Note that we use “bar” notation to denote coarsening in variables and “hat” notation to denote coarsening in constraints. We coarsen the right-hand side f analogously and obtain the coarse MILP:

$$\begin{aligned} \begin{array}{ll} \displaystyle \mathop {\hbox {minimize}}_{y,{\bar{x}},{\bar{v}},{\bar{w}}} &{} a^T y + \bar{b}^T {\bar{x}}+ \bar{c}^T {\bar{v}}+ \bar{d}^T {\bar{w}}\\ \hbox {subject to }&{} \hat{A} y + \hat{\bar{B}} {\bar{x}}+ \hat{\bar{C}} {\bar{v}}+ \hat{\bar{D}} {\bar{w}}\le \hat{f} \\ &{} \displaystyle \sum _{k=1}^K {\bar{x}}_{ik} \le 1 \; , \quad {\bar{x}}_{ik} \in \{0,1\} \\ &{} \displaystyle \sum _{k=1}^K \sum _{j=1}^{I_k} {\bar{v}}_{ijk} \le 1 \; , \quad \sum _{j=1}^{I_k} {\bar{v}}_{ijk} = {\bar{x}}_{ik} \, , \quad 0 \le {\bar{v}}_{ijk} \le 1 \\ &{} \displaystyle \sum _{j=1}^{J} {\bar{w}}_{ij} \le 1 \; , \quad 0 \le {\bar{w}}_{ij} \le 1. \end{array} \end{aligned}$$
(2.14)

It follows easily that (2.14) is a relaxation of (2.12), because we have simply aggregated the constraints. We can use this fact to develop a simple algorithm that solves (2.12) by solving a sequence of tighter relaxations. The main idea is that after solving a relaxation (2.14) we can check whether all constraints in (2.12) are satisfied and add any violated constraints to (2.14). It follows easily that this algorithm is finite, because after finitely many constraints have been added to (2.14), it is equivalent to (2.12).
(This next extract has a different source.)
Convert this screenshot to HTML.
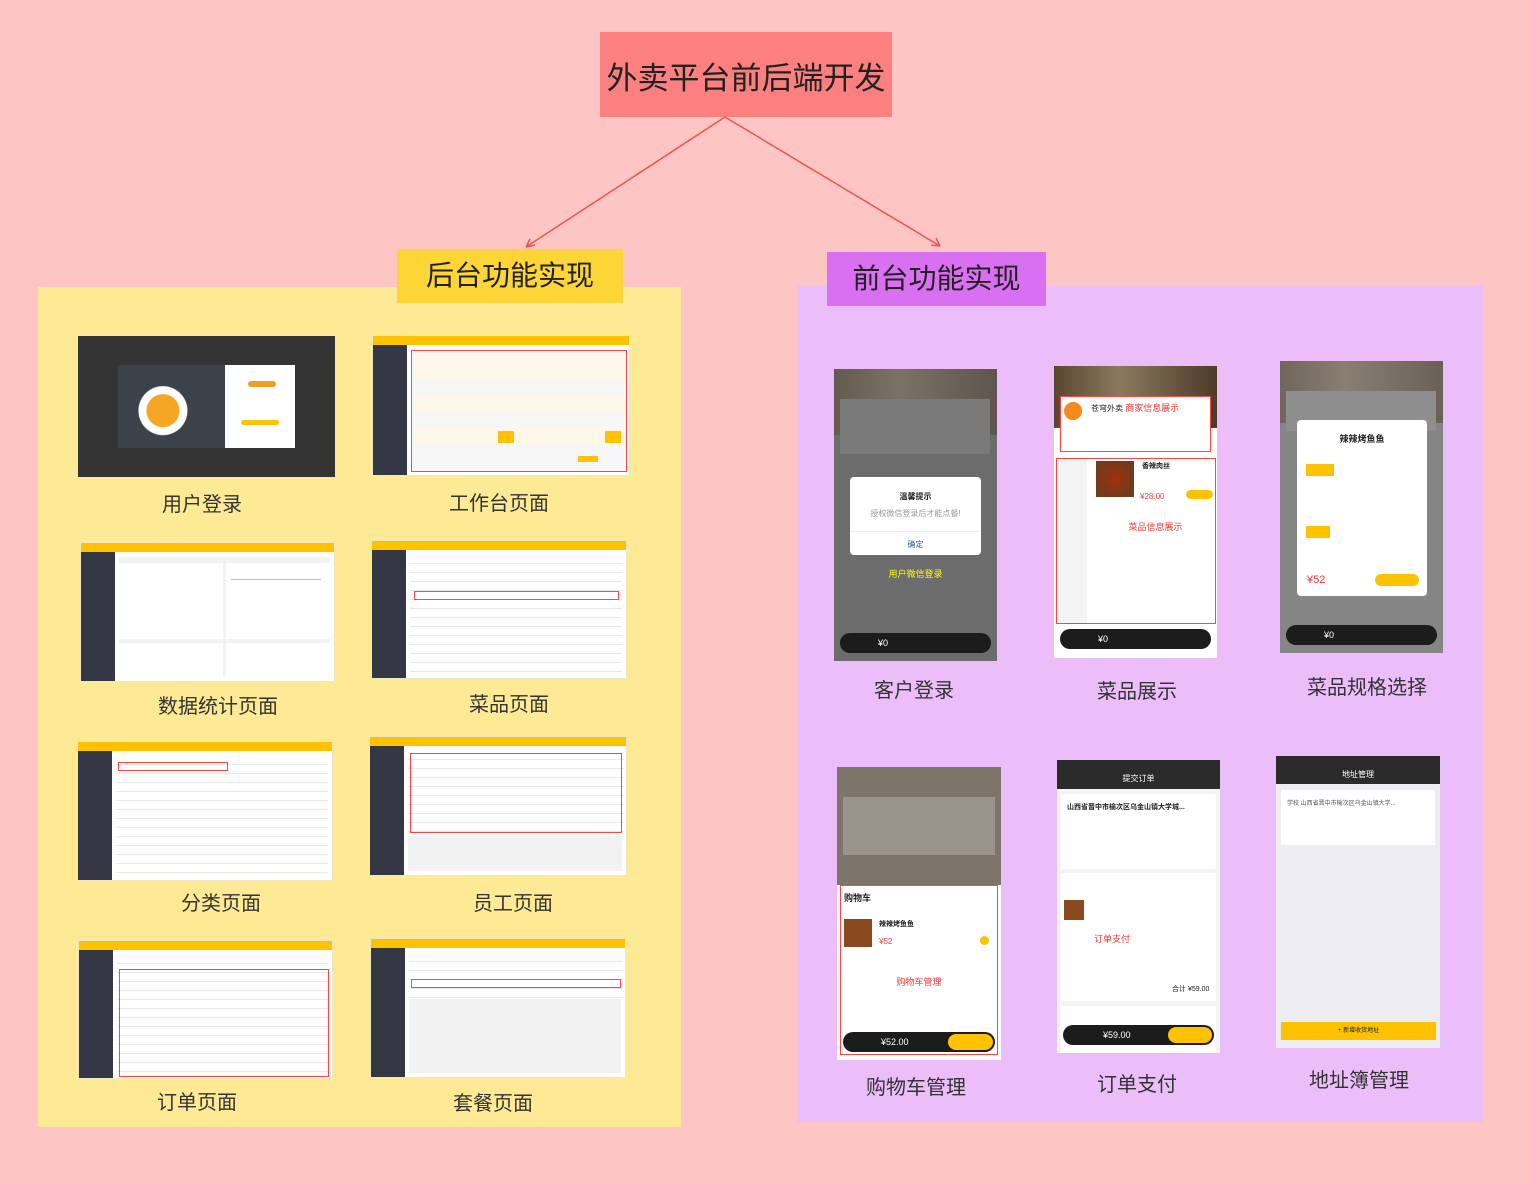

In practice, however, solving a sequence of MILPs (2.14) may not be efficient, because MILPs do not warm-start. Instead, we solve the LP-relaxation of the coarse model (2.14) and add violated constraints until all constraints in the LP-relaxation of the semi-coarse model (2.12) are satisfied. We use the identified constraints as the initial set of constraints for the MILP coarse model iterations. We summarize this procedure in Algorithm 1.

figure a

Proposition 3

When Algorithm 1 terminates, the solution \((y^k,{\bar{x}}^k, {\bar{v}}^k, {\bar{w}}^k)\) of the coarse model (2.14) with the set of added constraints \(\mathcal {A}^{k}_\mathrm{MILP}\) is the solution of the semi-coarse model (2.12).

Proof

Since \((y^k,{\bar{x}}^k, {\bar{v}}^k, {\bar{w}}^k)\) minimizes the objective function of the semi-coarse model (2.12) and satisfies all constraints (2.12), it is the optimal solution of (2.12).

\(\square \)

We show in Sect. 4 that our approach in Algorithm 1 is advantageous; in particular, it significantly reduces the number of MILP re-solves, as opposed to the case without LP-relaxation as warm-start.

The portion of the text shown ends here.